Let's Get Creative... With Courgettes!

Natasha Gavin

Natasha Gavin has run I Know Why It’s Yum, Mum! for almost ten years. The theatre-in-education company runs 50 minute Rainbow Workshops for children aged 2-6 years, in any childcare setting or in private homes for groups of mums/ childcarers. It also tours primary schools in England and abroad, with a theatrical production and workshops about fruit and veg. It is a social enterprise that operates on a not-for-profit basis. If you are curious about them see: www.iknowwhyitsyummum.com

Children and courgettes

In my experience, children find the texture of courgettes hard to enjoy… they are classified as ‘slimy veg’ by many children I have worked with.

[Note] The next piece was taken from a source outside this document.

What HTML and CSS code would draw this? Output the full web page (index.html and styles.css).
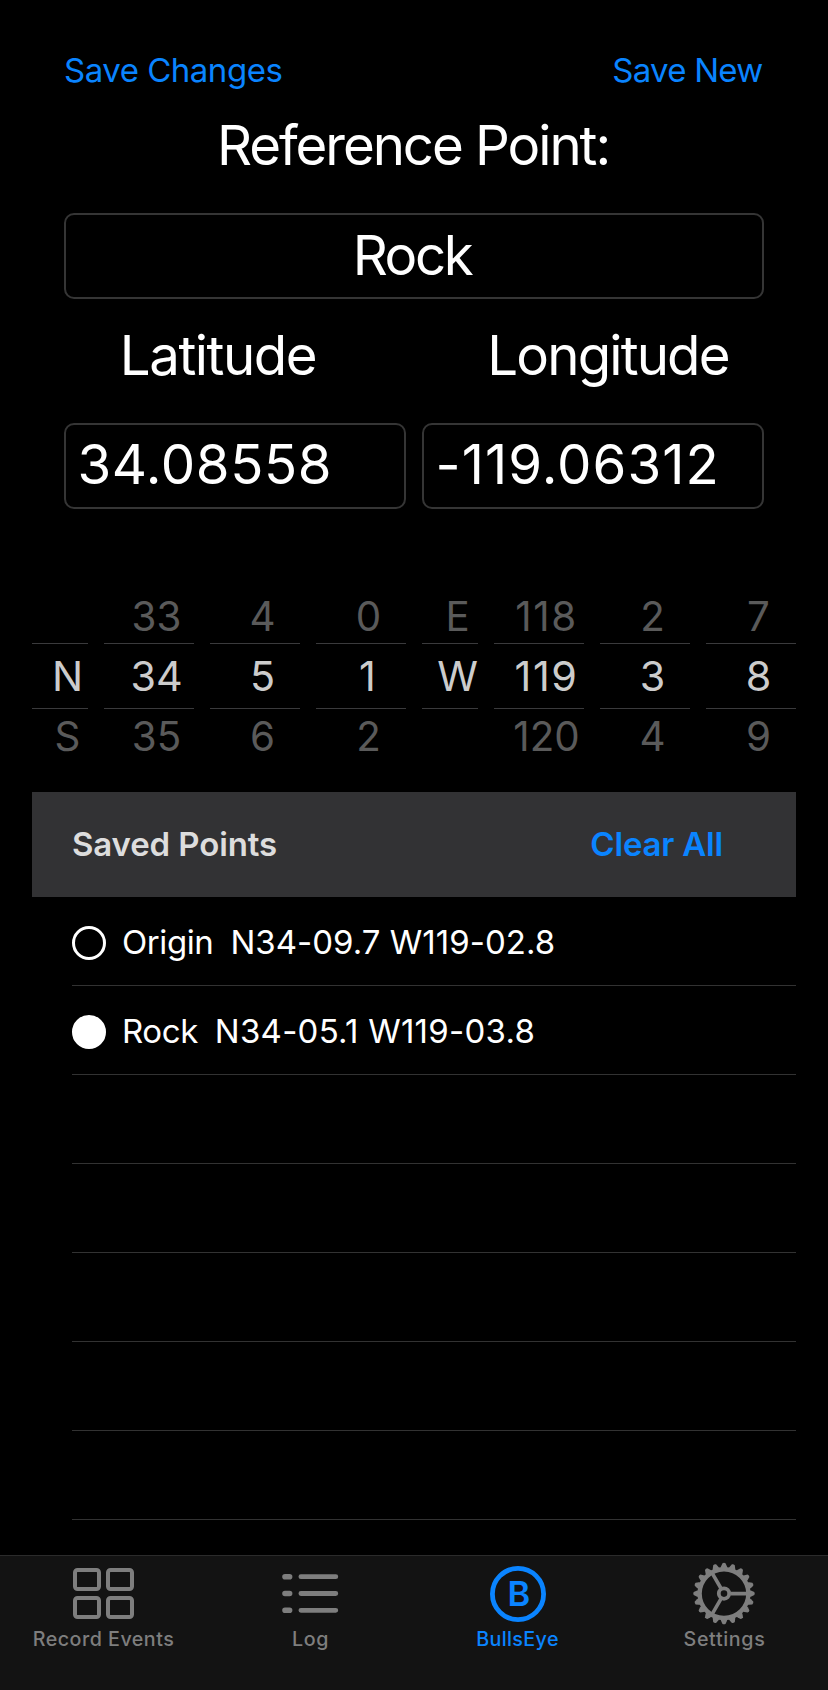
FILE: index.html
```
<!DOCTYPE html>
<html lang="en">
<head>
<meta charset="utf-8">
<meta name="viewport" content="width=device-width, initial-scale=1">
<title>BullsEye</title>
<link rel="stylesheet" href="styles.css">
</head>
<body>
<div class="app">
  <header class="actions">
    <a class="link save-changes">Save Changes</a>
    <a class="link save-new">Save New</a>
  </header>
  <h1 class="title">Reference Point:</h1>
  <div class="field field-name"><span class="word">Rock</span></div>
  <div class="labels">
    <span class="label lat">Latitude</span>
    <span class="label lon">Longitude</span>
  </div>
  <div class="coords">
    <div class="field field-num"><span class="num">34.08558</span></div>
    <div class="field field-num"><span class="num num-lon">-119.06312</span></div>
  </div>

  <div class="picker">
    <div class="wheel"><span class="side"></span><span class="now">N</span><span class="side next">S</span></div>
    <div class="wheel"><span class="side">33</span><span class="now">34</span><span class="side next">35</span></div>
    <div class="wheel"><span class="side">4</span><span class="now">5</span><span class="side next">6</span></div>
    <div class="wheel"><span class="side">0</span><span class="now one">1</span><span class="side next">2</span></div>
    <div class="wheel"><span class="side">E</span><span class="now narrow">W</span><span class="side next"></span></div>
    <div class="wheel"><span class="side wide">118</span><span class="now wide">119</span><span class="side next">120</span></div>
    <div class="wheel"><span class="side">2</span><span class="now">3</span><span class="side next">4</span></div>
    <div class="wheel"><span class="side">7</span><span class="now">8</span><span class="side next">9</span></div>
  </div>

  <section class="saved">
    <div class="saved-head">
      <h2 class="saved-title">Saved Points</h2>
      <a class="link clear">Clear All</a>
    </div>
    <ul class="points">
      <li class="point"><span class="radio"></span><span class="point-name">Origin</span> <span class="point-pos">N34-09.7 W119-02.8</span></li>
      <li class="point"><span class="radio on"></span><span class="point-name">Rock</span> <span class="point-pos loose">N34-05.1 W119-03.8</span></li>
      <li class="point"></li>
      <li class="point"></li>
      <li class="point"></li>
      <li class="point"></li>
      <li class="point"></li>
    </ul>
  </section>

  <nav class="tabs">
    <a class="tab">
      <svg class="icon" width="64" height="64" viewBox="-32 -32 64 64" fill="none" stroke="currentColor" stroke-width="4">
        <rect x="-28" y="-23" width="24" height="19" rx="2.5"/>
        <rect x="5" y="-23" width="24" height="19" rx="2.5"/>
        <rect x="-28" y="5" width="24" height="19" rx="2.5"/>
        <rect x="5" y="5" width="24" height="19" rx="2.5"/>
      </svg>
      <span class="tab-text">Record Events</span>
    </a>
    <a class="tab">
      <svg class="icon" width="64" height="64" viewBox="-32 -32 64 64" stroke="currentColor" stroke-linecap="round">
        <path stroke-width="5.6" d="M-25 -16.3h4.6M-25 .5h4.6M-25 17.3h4.6"/>
        <path stroke-width="4.8" d="M-9.1 -16.3h34.9M-9.1 .5h34.9M-9.1 17.3h34.9"/>
      </svg>
      <span class="tab-text log">Log</span>
    </a>
    <a class="tab active">
      <svg class="icon" width="64" height="64" viewBox="-32 -32 64 64">
        <circle cx="1" cy="1" r="25.6" fill="none" stroke="currentColor" stroke-width="4.8"/>
        <text class="glyph" x="1.8" y="13.3" text-anchor="middle">B</text>
      </svg>
      <span class="tab-text eye">BullsEye</span>
    </a>
    <a class="tab">
      <svg class="icon" width="64" height="64" viewBox="-32 -32 64 64" fill="none" stroke="currentColor">
        <defs>
          <path id="tooth" d="M25 -3.6L27.4 -2.9L30.3 -1.5Q31.2 0 30.3 1.5L27.4 2.9L25 3.6Z" fill="currentColor" stroke="none"/>
          <g id="teeth"><use href="#tooth"/><use href="#tooth" transform="rotate(18)"/><use href="#tooth" transform="rotate(36)"/><use href="#tooth" transform="rotate(54)"/><use href="#tooth" transform="rotate(72)"/></g>
        </defs>
        <g transform="translate(0 .6)">
          <circle r="24.4" stroke-width="4.4"/>
          <circle r="5.2" stroke-width="3.8"/>
          <path stroke-width="3.6" d="M6.5 0H24M-3.2 -5.6L-12 -20.8M-3.2 5.6L-12 20.8"/>
          <use href="#teeth"/><use href="#teeth" transform="rotate(90)"/><use href="#teeth" transform="rotate(180)"/><use href="#teeth" transform="rotate(270)"/>
        </g>
      </svg>
      <span class="tab-text settings">Settings</span>
    </a>
  </nav>
</div>
</body>
</html>
```
FILE: styles.css
```
* { box-sizing: border-box; }
body {
  margin: 0;
  background: #000;
  color: #fff;
  font-family: Inter, "Liberation Sans", sans-serif;
}
.app {
  display: flex;
  flex-direction: column;
  height: 1690px;
  overflow: hidden;
}
.link { color: #0a84ff; }

.actions {
  display: flex;
  justify-content: space-between;
  height: 60px;
  margin-top: 40px;
  padding: 0 65.5px 0 64px;
  font-size: 33px;
  line-height: 60px;
}
.save-changes { letter-spacing: -.49px; }
.save-new { letter-spacing: -.75px; }

.title {
  margin: 0;
  height: 113px;
  padding-right: 2px;
  font-size: 54.6px;
  font-weight: 400;
  line-height: 90px;
  letter-spacing: -2.06px;
  text-align: center;
}
.field {
  height: 86px;
  border: 2px solid #353535;
  border-radius: 10px;
  font-size: 54.6px;
  line-height: 80px;
}
.field-name {
  margin: 0 64px;
  padding-right: 4px;
  text-align: center;
}
.field-num {
  padding-left: 11.5px;
  line-height: 79px;
}
.word { letter-spacing: -2.4px; }
.labels {
  display: grid;
  grid-template-columns: 1fr 1fr;
  height: 124px;
  padding: 0 25px 0 23px;
  font-size: 54.6px;
  line-height: 112px;
  text-align: center;
}
.lat { letter-spacing: -1.45px; }
.lon { letter-spacing: -1.85px; }
.coords {
  display: grid;
  grid-template-columns: 1fr 1fr;
  gap: 16px;
  padding: 0 64px;
}
.num { letter-spacing: .6px; }
.num-lon { letter-spacing: 1.05px; }

.picker {
  display: grid;
  grid-template-columns: 56px 90px 90px 90px 56px 90px 90px 90px;
  gap: 16px;
  margin-top: 79px;
  padding: 0 32px;
  font-size: 41.3px;
}
.wheel {
  display: flex;
  flex-direction: column;
  text-align: center;
}
.wheel span {
  padding-left: 15px;
  white-space: nowrap;
}
.side {
  height: 55px;
  color: #5a5a5a;
  font-size: 40.3px;
  line-height: 57px;
}
.next { line-height: 55px; }
.now {
  height: 66px;
  border-top: 1px solid #3a3a3c;
  border-bottom: 1px solid #3a3a3c;
  color: #ccc;
  line-height: 64px;
}
.wheel .narrow { padding-left: 14px; letter-spacing: -1px; }
.wheel .one { padding-left: 13px; }
.wide { letter-spacing: 1.6px; }

.saved {
  flex: 1;
  margin: 28px 32px 0;
  overflow: hidden;
}
.saved-head {
  display: flex;
  justify-content: space-between;
  height: 105px;
  padding: 0 73px 0 40px;
  background: #323234;
  font-size: 33px;
  font-weight: 600;
  line-height: 104px;
}
.saved-title {
  margin: 0;
  color: #ddd;
  font-size: inherit;
  font-weight: inherit;
  letter-spacing: -.13px;
}
.clear { letter-spacing: -.2px; }
.points {
  margin: 0;
  padding: 0 0 0 40px;
  list-style: none;
}
.point {
  display: flex;
  align-items: center;
  height: 89px;
  padding-top: 3px;
  border-bottom: 1px solid #323232;
  font-size: 33px;
}
.radio {
  width: 34px;
  height: 34px;
  margin-right: 16px;
  border: 3px solid #fff;
  border-radius: 50%;
}
.on { background: #fff; }
.point-name,
.point-pos {
  margin-top: -2px;
  line-height: 40px;
}
.point-name {
  margin-right: 17px;
  letter-spacing: -.42px;
}
.point-pos { letter-spacing: .03px; }
.loose { letter-spacing: .25px; }

.tabs {
  display: grid;
  grid-template-columns: repeat(4, 1fr);
  height: 135px;
  border-top: 1px solid #2b2b2b;
  background: #131313;
  color: #7e7e7e;
}
.tab {
  display: flex;
  flex-direction: column;
  align-items: center;
  padding: 5px 1px 0 0;
}
.active { color: #0a84ff; }
.icon { display: block; }
.glyph {
  fill: currentColor;
  font-size: 34.5px;
  font-weight: 600;
}
.tab-text {
  margin-left: 1px;
  font-size: 19.7px;
  font-weight: 500;
  line-height: 28px;
  letter-spacing: .47px;
}
.log { letter-spacing: .64px; }
.eye { letter-spacing: .37px; }
.settings { letter-spacing: .65px; }
```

I have found that raw and/or grated courgette can sometimes be eaten more happily than cooked, large chunks. I have also found that yellow (banana-like) courgettes are slightly milder, and SO cheerful and sunny that children will try them more willingly.

Growing courgettes

Growing courgettes is almost guaranteed to be a success. You can harvest them when they are very small - the size of a little cucumber - and eat them raw. Thin little 5p pieces are easy to bite into and to make smiles out of 😊  I only grow yellow courgettes because we all prefer them and for some reason they aren’t commonly available in England, but the seeds are easy to buy, and green courgettes are just as easy to grow if they are more your family's cup of tea.

Singing about courgettes

Similar to cucumbers in appearance, both have a lot of water in them, which is what makes them firm. Our song (to the tune of Frère Jacques, each line repeated) encourages children to stay hydrated by eating them both:

“If you’re thirsty (if you’re thirsty)

There’s no doubt (there’s no doubt)

Watery cucumber (watery courgette)

Helps you out (helps you out)!”

Playing with courgettes

A fun game is doing a blindfold test and seeing if your children can taste which is courgette and which is cucumber (give them one thin round slice to lick/bite), and feel which is which? Or can they taste the difference between the yellow and green ones while blindfolded?

Cooking with courgettes

The following recipes and tips are not about hiding courgettes, but making them ‘accessible’ in a way your children will enjoy…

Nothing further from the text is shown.